冷风吹得他的衬衫猎猎作响,指尖的烟蜿蜒而上,随风吹散。
谢天赐说,“老四,你可真贴心,每次方羽希发病,你都主动给她私人空间,免得她不好意思。现在她身边有人照顾吗?”
孟修钦望了望不远处的云城分医院大楼,轻轻吐出一个词,“宋漪年。”
“……”
成功地将谢天赐噎到了,片刻后,他才继续说道,“要说牛逼还是老四,以后方羽希生了孩子,你不会让宋漪年去照顾她坐月子吗?”
孟修钦好像真的听进去了他的建议一样,问询道,“整形外科医生也会懂妇科吗?”
谢天赐被绕了进去,“应该多少懂点吧,听说医科大学里临床本科什么都学点,到研究生才会选方向分科系。
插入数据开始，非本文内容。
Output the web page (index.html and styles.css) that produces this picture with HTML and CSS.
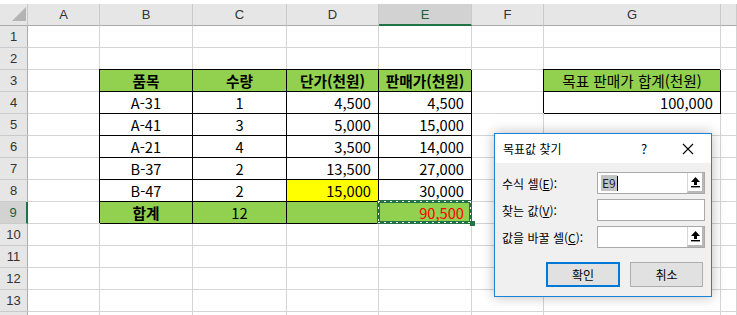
FILE: index.html
```html
<!DOCTYPE html>
<html lang="ko">
<head>
<meta charset="utf-8">
<title>목표값 찾기</title>
<link rel="stylesheet" href="styles.css">
</head>
<body>
<div class="sheet">
  <div class="h corner"><svg width="28" height="21" viewBox="0 0 28 21"><polygon points="26,3 26,17 12,17" fill="#b4b4b4"/></svg></div>
  <div class="h">A</div><div class="h">B</div><div class="h">C</div><div class="h">D</div><div class="h sel">E</div><div class="h">F</div><div class="h">G</div><div class="h"></div>

  <div class="rh">1</div><div class="c"></div><div class="c"></div><div class="c"></div><div class="c"></div><div class="c"></div><div class="c"></div><div class="c"></div><div class="c"></div>
  <div class="rh">2</div><div class="c"></div><div class="c"></div><div class="c"></div><div class="c"></div><div class="c"></div><div class="c"></div><div class="c"></div><div class="c"></div>

  <div class="rh">3</div><div class="c"></div>
  <div class="c t g ctr b">품목</div><div class="c t g ctr b">수량</div><div class="c t g ctr b">단가(천원)</div><div class="c t g ctr b">판매가(천원)</div>
  <div class="c"></div><div class="c t g ctr">목표 판매가 합계(천원)</div><div class="c"></div>

  <div class="rh">4</div><div class="c"></div>
  <div class="c t ctr">A-31</div><div class="c t ctr">1</div><div class="c t num">4,500</div><div class="c t num">4,500</div>
  <div class="c"></div><div class="c t num">100,000</div><div class="c"></div>

  <div class="rh">5</div><div class="c"></div>
  <div class="c t ctr">A-41</div><div class="c t ctr">3</div><div class="c t num">5,000</div><div class="c t num">15,000</div>
  <div class="c"></div><div class="c"></div><div class="c"></div>

  <div class="rh">6</div><div class="c"></div>
  <div class="c t ctr">A-21</div><div class="c t ctr">4</div><div class="c t num">3,500</div><div class="c t num">14,000</div>
  <div class="c"></div><div class="c"></div><div class="c"></div>

  <div class="rh">7</div><div class="c"></div>
  <div class="c t ctr">B-37</div><div class="c t ctr">2</div><div class="c t num">13,500</div><div class="c t num">27,000</div>
  <div class="c"></div><div class="c"></div><div class="c"></div>

  <div class="rh">8</div><div class="c"></div>
  <div class="c t ctr">B-47</div><div class="c t ctr">2</div><div class="c t num y">15,000</div><div class="c t num">30,000</div>
  <div class="c"></div><div class="c"></div><div class="c"></div>

  <div class="rh sel">9</div><div class="c"></div>
  <div class="c t g ctr b">합계</div><div class="c t g ctr">12</div><div class="c t g"></div>
  <div class="c t g num red active">90,500<span class="ants"></span><span class="handle"></span></div>
  <div class="c"></div><div class="c"></div><div class="c"></div>

  <div class="rh">10</div><div class="c"></div><div class="c"></div><div class="c"></div><div class="c"></div><div class="c"></div><div class="c"></div><div class="c"></div><div class="c"></div>
  <div class="rh">11</div><div class="c"></div><div class="c"></div><div class="c"></div><div class="c"></div><div class="c"></div><div class="c"></div><div class="c"></div><div class="c"></div>
  <div class="rh">12</div><div class="c"></div><div class="c"></div><div class="c"></div><div class="c"></div><div class="c"></div><div class="c"></div><div class="c"></div><div class="c"></div>
  <div class="rh">13</div><div class="c"></div><div class="c"></div><div class="c"></div><div class="c"></div><div class="c"></div><div class="c"></div><div class="c"></div><div class="c"></div>
  <div class="rh"></div><div class="c"></div><div class="c"></div><div class="c"></div><div class="c"></div><div class="c"></div><div class="c"></div><div class="c"></div><div class="c"></div>
</div>

<div class="dlg">
  <div class="dlg-title">
    <span class="dlg-name">목표값 찾기</span>
    <span class="dlg-help">?</span>
    <span class="dlg-close"><svg width="12" height="12" viewBox="0 0 12 12"><path d="M1 1 L11 11 M11 1 L1 11" stroke="#000" stroke-width="1.1" fill="none"/></svg></span>
  </div>
  <div class="dlg-body">
    <div class="field">
      <span class="lbl">수식 셀(<u>E</u>):</span>
      <div class="inp"><span class="val"><span class="hl">E9</span><span class="caret"></span></span><span class="pick"><svg width="11" height="12" viewBox="0 0 11 12"><path d="M5.5 1 L10 6 L7 6 L7 9 L4 9 L4 6 L1 6 Z" fill="#000"/><rect x="1" y="10" width="9" height="1.4" fill="#000"/></svg></span></div>
    </div>
    <div class="field">
      <span class="lbl">찾는 값(<u>V</u>):</span>
      <div class="inp"></div>
    </div>
    <div class="field">
      <span class="lbl">값을 바꿀 셀(<u>C</u>):</span>
      <div class="inp"><span class="val"></span><span class="pick"><svg width="11" height="12" viewBox="0 0 11 12"><path d="M5.5 1 L10 6 L7 6 L7 9 L4 9 L4 6 L1 6 Z" fill="#000"/><rect x="1" y="10" width="9" height="1.4" fill="#000"/></svg></span></div>
    </div>
    <div class="btns">
      <span class="btn def">확인</span>
      <span class="btn">취소</span>
    </div>
  </div>
</div>
</body>
</html>
```

FILE: styles.css
```css
html, body {
  margin: 0;
}
body {
  width: 737px;
  height: 315px;
  overflow: hidden;
  background: #fff;
  padding-top: 4px;
  box-sizing: border-box;
  position: relative;
  font-family: "Noto Sans CJK KR", sans-serif;
}
.sheet {
  display: grid;
  grid-template-columns: 28px 72px 93px 94px 92px 93px 72px 177px 16px;
  grid-auto-rows: 22px;
}
.c {
  box-sizing: border-box;
  border-right: 1px solid #d4d4d4;
  border-bottom: 1px solid #d4d4d4;
  font-size: 14.67px;
  line-height: 21px;
  color: #000;
  white-space: nowrap;
  display: flex;
  align-items: center;
  padding: 0 3px;
}
.ctr { justify-content: center; }
.num { justify-content: flex-end; padding-right: 7px; }
.b { font-weight: bold; }
.t {
  border-right-color: #000;
  border-bottom-color: #000;
  box-shadow: -1px -1px 0 #000;
}
.g { background: #92d050; }
.y { background: #ffff00; }
.red { color: #ff0000; }

.h {
  box-sizing: border-box;
  background: #e6e6e6;
  border-right: 1px solid #cacaca;
  border-bottom: 1px solid #ababab;
  font-family: "Liberation Sans", Arial, sans-serif;
  font-size: 13px;
  color: #333;
  display: flex;
  align-items: center;
  justify-content: center;
}
.h.sel {
  background: #d2d2d2;
  border-bottom: 2px solid #217346;
  color: #1d5e3c;
}
.corner { display: block; }
.corner svg { display: block; }
.rh {
  box-sizing: border-box;
  background: #e6e6e6;
  border-right: 1px solid #ababab;
  border-bottom: 1px solid #cacaca;
  font-family: "Liberation Sans", Arial, sans-serif;
  font-size: 13px;
  color: #333;
  display: flex;
  align-items: center;
  justify-content: center;
}
.rh.sel {
  background: #d2d2d2;
  border-right: 2px solid #217346;
  color: #1d5e3c;
}

.active { position: relative; }
.ants {
  position: absolute;
  left: -2px;
  top: -2px;
  right: -1px;
  bottom: -1px;
  border: 3px solid #217346;
  z-index: 2;
}
.ants::after {
  content: "";
  position: absolute;
  left: -2px;
  top: -2px;
  right: -2px;
  bottom: -2px;
  background:
    repeating-linear-gradient(90deg, #fff 0 2px, transparent 2px 6px) left top / 100% 1px no-repeat,
    repeating-linear-gradient(90deg, #fff 0 2px, transparent 2px 6px) left bottom / 100% 1px no-repeat,
    repeating-linear-gradient(180deg, #fff 0 2px, transparent 2px 6px) left top / 1px 100% no-repeat,
    repeating-linear-gradient(180deg, #fff 0 2px, transparent 2px 6px) right top / 1px 100% no-repeat;
}
.handle {
  position: absolute;
  right: -4px;
  bottom: -3px;
  width: 5px;
  height: 5px;
  background: #217346;
  z-index: 3;
}

.dlg {
  position: absolute;
  left: 494px;
  top: 133px;
  width: 218px;
  height: 164px;
  box-sizing: border-box;
  border: 1px solid #1883d7;
  background: #f0f0f0;
  box-shadow: 0 0 12px rgba(0, 0, 0, 0.28);
  z-index: 10;
  font-size: 12px;
  color: #000;
  display: flex;
  flex-direction: column;
}
.dlg-title {
  height: 29px;
  background: #fff;
  display: flex;
  align-items: center;
  padding-left: 8px;
}
.dlg-name { flex: 1; }
.dlg-help {
  width: 14px;
  margin-right: 31px;
  text-align: center;
  font-size: 13px;
}
.dlg-close {
  width: 12px;
  height: 12px;
  margin-right: 17px;
  display: flex;
}
.dlg-body {
  flex: 1;
  padding: 9px 6px 0 7px;
  display: flex;
  flex-direction: column;
  gap: 5px;
}
.field {
  display: flex;
  align-items: center;
  height: 22px;
}
.lbl {
  width: 95px;
  white-space: nowrap;
}
.lbl u { text-underline-offset: 1px; }
.inp {
  width: 108px;
  height: 22px;
  box-sizing: border-box;
  border: 1px solid #a9a9a9;
  background: #fff;
  display: flex;
}
.val {
  flex: 1;
  display: flex;
  align-items: center;
  padding-left: 3px;
}
.hl {
  background: #c4c4c4;
  color: #1a1a40;
  line-height: 16px;
  padding: 0 1px;
}
.caret {
  width: 1px;
  height: 15px;
  background: #000;
}
.pick {
  width: 17px;
  box-sizing: border-box;
  border-left: 1px solid #d6d6d6;
  border-right: 2px solid #b8b8b8;
  border-bottom: 2px solid #b8b8b8;
  display: flex;
  align-items: center;
  justify-content: center;
}
.btns {
  margin-top: 9px;
  display: flex;
  justify-content: flex-end;
  gap: 10px;
  padding-right: 2px;
}
.btn {
  width: 73px;
  height: 25px;
  box-sizing: border-box;
  border: 1px solid #adadad;
  background: #e1e1e1;
  display: flex;
  align-items: center;
  justify-content: center;
}
.btn.def {
  width: 74px;
  border: 2px solid #0078d7;
}
```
”
孟修钦答,“那宋漪年可以考虑下拓展副业。”
谢天赐沉默,语气又变得认真,“你真的要和方羽希结婚吗?只是为了和方家的一些合作,居然以身相许?”
孟修钦轻笑,“你觉得我会结婚吗?”
谢天赐仔细地思考过,斩钉截铁,“不会。”
谢天赐和孟修钦从小一起长大,从小学到大学一路都是同学,他知道孟家的内情,也了解孟修钦的性格。
孟修钦的父亲孟北照和他的亡母相遇时,孟北照是已婚男人,两人干柴烈火,爱得轰轰烈烈,孟北照抗住孟家家族的压力,离了婚,娶了孟修钦的母亲。
可两人组成家庭后却鸡毛满地,互相给对方戴的绿帽子,互相怨恨但又舍不得离婚,直到孟修钦母亲去世之前一秒,还在咒骂吵架。
孟修钦从小就在这样鸡飞狗跳的环境中长大,又有个大他一圈、明里暗里欺负他的大哥孟青岩。
他对这种长期捆绑又极不健康的两性关系,感到失望。
在林季惟转身投靠孟青岩后,谢天赐曾经问过孟修钦的意见。
他深深记得,那时候孟修钦淡然地答,“人本就不是长情的动物。”
所以在谢天赐看来,孟修钦似乎能理解林季惟的选择,也才会对林季惟三番四次的试探不在乎,还顾念旧情对林季惟的困境,施以援手。
他亦清楚,这位好基友,从未打算和任何一个人建立长期的关系,才会对林季惟的背叛,没有寻常人的伤心和失落。
于情感关系上,经验欠缺的谢公子,忘了另一种可能。